Cuando el soplete en el que lo mantengo prisionero tiene gas, y se le da la gana, hasta me ilumina para escribir, me calienta, finge que es mi amigo y me acompaña; cuando no, me alumbro con el sol o con un foco led; escribo en mi PC o con mi lápiz de cejas; a veces hasta con el carboncillo que quedó de las viejas quemazones, hay suficiente… el Fuego no se extinguirá, lo sé: está condenado a mí, y yo lo venceré siempre, como ahora, que divulgo sus fechorías.
Abril, 2018.
El fuego un elemento muy eficaz para negarnos y con ello, destruirnos a nosotras mismas, en este caso nuestros escritos, de una manera literal. Pero el fuego como pasión, como impulso, como alegría de vivir tiene otro sentido.
Ten cuidado Pati. Estas atinado el fuego… jajaja.
Siempre el fuego inquisidor de tras de las escritoras.
Gracias
Bendito el fuego de tu alma rebelde, luchadora tenaz que te levantas de las cenizas con esa chispa inextingible de la palabra. Efectivamente nadie puede apagar tu voz, detener tu lápiz de cejas, porque llevas en ella hilvanadas, tu vida y la de tantas mujeres que llevamos atragantadas las emociones, las vivencias que con tanta ligereza y sencillez sabes plasmar. Gracias Paty.

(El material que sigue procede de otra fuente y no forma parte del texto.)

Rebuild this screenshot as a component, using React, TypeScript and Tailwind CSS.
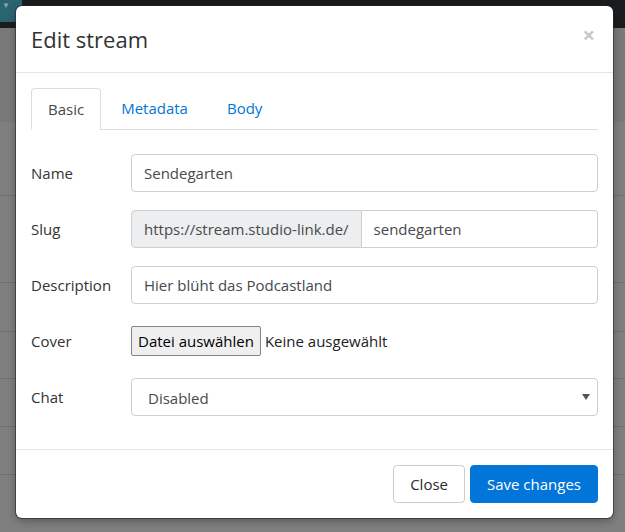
import React from "react";

const rows = [
  { label: "Name", value: "Sendegarten" },
  { label: "Description", value: "Hier blüht das Podcastland" },
];

const TextField = ({ value }: { value: string }) => (
  <div className="flex h-[38px] flex-1 items-center rounded-[4px] border border-[#cfcfcf] px-[12px] text-[#464a4c]">
    {value}
  </div>
);

const Row = ({ label, children }: { label: string; children: React.ReactNode }) => (
  <div className="mb-[18px] flex items-center">
    <span className="w-[100px] text-[#333]">{label}</span>
    {children}
  </div>
);

const App = () => {
  return (
    <div
      className="relative h-[532px] w-[625px] overflow-hidden bg-[#7f7f7f] text-[15px]"
      style={{ fontFamily: '"Open Sans", "Noto Sans", sans-serif' }}
    >
      {/* page behind the backdrop */}
      <div className="flex h-[28px] items-start bg-[#1b1c1e]">
        <div className="relative h-[22px] w-[22px] bg-[#2a6470]">
          <span className="absolute left-[2px] top-[1px] text-[8px] leading-none text-[#8aa]">▼</span>
        </div>
      </div>
      <div className="h-[94px] bg-[#797979]" />
      <div className="h-[74px] border-b border-[#6e6e6e]" />
      <div className="h-[87px] border-b border-[#6e6e6e]" />
      <div className="h-[49px] border-b border-[#6e6e6e]" />
      <div className="h-[47px] border-b border-[#6e6e6e]" />
      <div className="h-[48px] border-b border-[#6e6e6e]" />
      <div className="h-[48px] border-b border-[#6e6e6e]" />

      {/* modal */}
      <div className="absolute left-[16px] top-[6px] w-[597px] rounded-[6px] bg-white shadow-[0_0_0_1px_rgba(40,40,40,0.6),0_3px_9px_rgba(0,0,0,0.3)]">
        <div className="flex justify-between border-b border-[#e5e5e5] px-[15px] py-[15px]">
          <h4 className="text-[22px] leading-[36px] text-[#333]">Edit stream</h4>
          <span className="mr-[3px] mt-[2px] text-[22px] font-bold leading-none text-[#c8c8c8]">×</span>
        </div>

        <div className="px-[15px] pb-[15px] pt-[15px]">
          <div className="flex border-b border-[#ddd]">
            <span className="-mb-px mr-[4px] rounded-t-[4px] border border-[#ddd] border-b-white px-[16px] py-[8px] leading-[24px] text-[#464a4c]">
              Basic
            </span>
            <span className="mr-[7px] px-[16px] py-[8px] leading-[24px] text-[#0275d8]">Metadata</span>
            <span className="px-[16px] py-[8px] leading-[24px] text-[#0275d8]">Body</span>
          </div>

          <div className="pt-[24px]">
            <Row label={rows[0].label}>
              <TextField value={rows[0].value} />
            </Row>
            <Row label="Slug">
              <div className="flex h-[38px] flex-1 text-[#464a4c]">
                <div className="flex items-center rounded-l-[4px] border border-[#cfcfcf] bg-[#eceeef] px-[12px]">
                  https://stream.studio-link.de/
                </div>
                <div className="flex flex-1 items-center rounded-r-[4px] border border-l-0 border-[#cfcfcf] px-[12px]">
                  sendegarten
                </div>
              </div>
            </Row>
            <Row label={rows[1].label}>
              <TextField value={rows[1].value} />
            </Row>
            <Row label="Cover">
              <div className="flex h-[38px] flex-1 items-center">
                <span className="rounded-[2px] border border-[#858585] bg-[#efefef] px-[6px] py-[2px] leading-[24px] text-black">
                  Datei auswählen
                </span>
                <span className="ml-[4px] text-[#222]">Keine ausgewählt</span>
              </div>
            </Row>
            <Row label="Chat">
              <div className="flex h-[38px] flex-1 items-center justify-between rounded-[4px] border border-[#cfcfcf] pl-[16px] pr-[7px] text-[#464a4c]">
                <span className="pt-[2px]">Disabled</span>
                <svg width="8" height="6" viewBox="0 0 8 6">
                  <path d="M0 0h8L4 6z" fill="#555" />
                </svg>
              </div>
            </Row>
          </div>
        </div>

        <div className="flex justify-end gap-[5px] border-t border-[#e5e5e5] px-[15px] py-[15px]">
          <button className="h-[38px] rounded-[4px] border border-[#ccc] bg-white px-[16px] text-[#292b2c]">
            Close
          </button>
          <button className="h-[38px] rounded-[4px] border border-[#0275d8] bg-[#0275d8] px-[16px] text-white">
            Save changes
          </button>
        </div>
      </div>
    </div>
  );
};

export default App;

Comenzó a caerme bien la lectura desde el principio, luego, me hiciste soltar una carcajada en el primer punto del análisis. Fue tan rápida y controlada la reacción con el alcohol que me recordó algunas películas, algunas lecturas, algunas realidades, algunos sueños. Al final del día el fuego es inocente.
No eres la única a quien sus palabras escritas se han vuelto en su contra y sin embargo persistes. Cuando las palabras pugnan por salir, salen sin importar consecuencias.
Estoy segura que muchos de tus lectores nos sentimos identificados con el fuego donde las palabras se unen para formar cenizas y duele ver lo parido desde las entrañas del alma transformado en humo.
Gracias por recordarnos que los escritores somos como el Ave Fénix y como dijo Saul Hernández: “nunca nadie me podrá parar, solo muerto me podrán callar”.